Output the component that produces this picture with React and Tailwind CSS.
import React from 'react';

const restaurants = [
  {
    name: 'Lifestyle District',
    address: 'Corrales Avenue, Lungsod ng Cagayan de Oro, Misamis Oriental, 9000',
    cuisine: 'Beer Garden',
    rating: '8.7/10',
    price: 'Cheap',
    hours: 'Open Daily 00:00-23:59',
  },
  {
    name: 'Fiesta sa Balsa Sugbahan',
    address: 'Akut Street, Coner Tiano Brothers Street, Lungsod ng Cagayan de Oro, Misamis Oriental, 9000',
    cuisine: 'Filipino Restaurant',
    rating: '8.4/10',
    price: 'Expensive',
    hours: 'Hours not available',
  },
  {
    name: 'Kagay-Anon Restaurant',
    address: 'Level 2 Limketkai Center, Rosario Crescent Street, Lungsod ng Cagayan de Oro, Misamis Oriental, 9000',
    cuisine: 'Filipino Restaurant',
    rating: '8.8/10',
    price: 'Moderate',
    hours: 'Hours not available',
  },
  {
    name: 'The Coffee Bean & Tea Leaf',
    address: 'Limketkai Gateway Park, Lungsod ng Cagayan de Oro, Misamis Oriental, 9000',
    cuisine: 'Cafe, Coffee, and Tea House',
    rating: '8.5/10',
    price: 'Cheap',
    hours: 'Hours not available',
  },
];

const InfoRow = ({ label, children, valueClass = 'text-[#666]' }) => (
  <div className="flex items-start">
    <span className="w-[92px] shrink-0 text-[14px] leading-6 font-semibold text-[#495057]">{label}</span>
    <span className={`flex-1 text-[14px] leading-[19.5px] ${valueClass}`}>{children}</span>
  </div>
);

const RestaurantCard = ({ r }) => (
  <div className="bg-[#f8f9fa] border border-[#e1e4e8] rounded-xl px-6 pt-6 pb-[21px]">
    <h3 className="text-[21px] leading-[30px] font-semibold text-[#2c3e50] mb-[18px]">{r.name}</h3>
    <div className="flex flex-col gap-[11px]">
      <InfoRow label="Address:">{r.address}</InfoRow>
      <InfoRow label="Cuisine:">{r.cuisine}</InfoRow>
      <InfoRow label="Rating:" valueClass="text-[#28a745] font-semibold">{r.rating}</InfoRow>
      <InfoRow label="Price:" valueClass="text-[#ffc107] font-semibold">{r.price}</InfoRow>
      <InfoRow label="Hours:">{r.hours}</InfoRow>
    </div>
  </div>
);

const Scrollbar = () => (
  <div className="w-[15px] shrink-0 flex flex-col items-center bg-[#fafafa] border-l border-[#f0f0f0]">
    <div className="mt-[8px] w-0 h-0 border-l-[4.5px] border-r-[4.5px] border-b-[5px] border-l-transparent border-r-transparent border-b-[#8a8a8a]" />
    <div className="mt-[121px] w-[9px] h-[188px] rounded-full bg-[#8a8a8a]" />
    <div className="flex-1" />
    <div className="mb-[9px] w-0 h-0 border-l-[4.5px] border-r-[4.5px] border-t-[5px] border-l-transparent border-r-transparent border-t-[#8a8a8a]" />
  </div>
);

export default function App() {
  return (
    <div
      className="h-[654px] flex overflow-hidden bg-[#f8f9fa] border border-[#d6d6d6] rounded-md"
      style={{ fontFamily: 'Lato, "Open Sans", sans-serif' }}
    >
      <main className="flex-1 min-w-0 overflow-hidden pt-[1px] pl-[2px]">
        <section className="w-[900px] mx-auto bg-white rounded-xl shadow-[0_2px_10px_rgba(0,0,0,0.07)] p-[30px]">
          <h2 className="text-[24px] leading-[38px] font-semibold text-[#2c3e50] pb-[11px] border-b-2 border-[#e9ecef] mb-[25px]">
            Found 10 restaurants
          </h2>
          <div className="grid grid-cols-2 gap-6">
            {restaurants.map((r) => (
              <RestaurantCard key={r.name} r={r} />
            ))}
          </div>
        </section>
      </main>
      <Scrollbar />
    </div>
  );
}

▸ Set problem: Print the listing above in full, exactly as it is.

▸ Answer for the task:
Output the component that produces this picture with React and Tailwind CSS.
import React from 'react';

const restaurants = [
  {
    name: 'Lifestyle District',
    address: 'Corrales Avenue, Lungsod ng Cagayan de Oro, Misamis Oriental, 9000',
    cuisine: 'Beer Garden',
    rating: '8.7/10',
    price: 'Cheap',
    hours: 'Open Daily 00:00-23:59',
  },
  {
    name: 'Fiesta sa Balsa Sugbahan',
    address: 'Akut Street, Coner Tiano Brothers Street, Lungsod ng Cagayan de Oro, Misamis Oriental, 9000',
    cuisine: 'Filipino Restaurant',
    rating: '8.4/10',
    price: 'Expensive',
    hours: 'Hours not available',
  },
  {
    name: 'Kagay-Anon Restaurant',
    address: 'Level 2 Limketkai Center, Rosario Crescent Street, Lungsod ng Cagayan de Oro, Misamis Oriental, 9000',
    cuisine: 'Filipino Restaurant',
    rating: '8.8/10',
    price: 'Moderate',
    hours: 'Hours not available',
  },
  {
    name: 'The Coffee Bean & Tea Leaf',
    address: 'Limketkai Gateway Park, Lungsod ng Cagayan de Oro, Misamis Oriental, 9000',
    cuisine: 'Cafe, Coffee, and Tea House',
    rating: '8.5/10',
    price: 'Cheap',
    hours: 'Hours not available',
  },
];

const InfoRow = ({ label, children, valueClass = 'text-[#666]' }) => (
  <div className="flex items-start">
    <span className="w-[92px] shrink-0 text-[14px] leading-6 font-semibold text-[#495057]">{label}</span>
    <span className={`flex-1 text-[14px] leading-[19.5px] ${valueClass}`}>{children}</span>
  </div>
);

const RestaurantCard = ({ r }) => (
  <div className="bg-[#f8f9fa] border border-[#e1e4e8] rounded-xl px-6 pt-6 pb-[21px]">
    <h3 className="text-[21px] leading-[30px] font-semibold text-[#2c3e50] mb-[18px]">{r.name}</h3>
    <div className="flex flex-col gap-[11px]">
      <InfoRow label="Address:">{r.address}</InfoRow>
      <InfoRow label="Cuisine:">{r.cuisine}</InfoRow>
      <InfoRow label="Rating:" valueClass="text-[#28a745] font-semibold">{r.rating}</InfoRow>
      <InfoRow label="Price:" valueClass="text-[#ffc107] font-semibold">{r.price}</InfoRow>
      <InfoRow label="Hours:">{r.hours}</InfoRow>
    </div>
  </div>
);

const Scrollbar = () => (
  <div className="w-[15px] shrink-0 flex flex-col items-center bg-[#fafafa] border-l border-[#f0f0f0]">
    <div className="mt-[8px] w-0 h-0 border-l-[4.5px] border-r-[4.5px] border-b-[5px] border-l-transparent border-r-transparent border-b-[#8a8a8a]" />
    <div className="mt-[121px] w-[9px] h-[188px] rounded-full bg-[#8a8a8a]" />
    <div className="flex-1" />
    <div className="mb-[9px] w-0 h-0 border-l-[4.5px] border-r-[4.5px] border-t-[5px] border-l-transparent border-r-transparent border-t-[#8a8a8a]" />
  </div>
);

export default function App() {
  return (
    <div
      className="h-[654px] flex overflow-hidden bg-[#f8f9fa] border border-[#d6d6d6] rounded-md"
      style={{ fontFamily: 'Lato, "Open Sans", sans-serif' }}
    >
      <main className="flex-1 min-w-0 overflow-hidden pt-[1px] pl-[2px]">
        <section className="w-[900px] mx-auto bg-white rounded-xl shadow-[0_2px_10px_rgba(0,0,0,0.07)] p-[30px]">
          <h2 className="text-[24px] leading-[38px] font-semibold text-[#2c3e50] pb-[11px] border-b-2 border-[#e9ecef] mb-[25px]">
            Found 10 restaurants
          </h2>
          <div className="grid grid-cols-2 gap-6">
            {restaurants.map((r) => (
              <RestaurantCard key={r.name} r={r} />
            ))}
          </div>
        </section>
      </main>
      <Scrollbar />
    </div>
  );
}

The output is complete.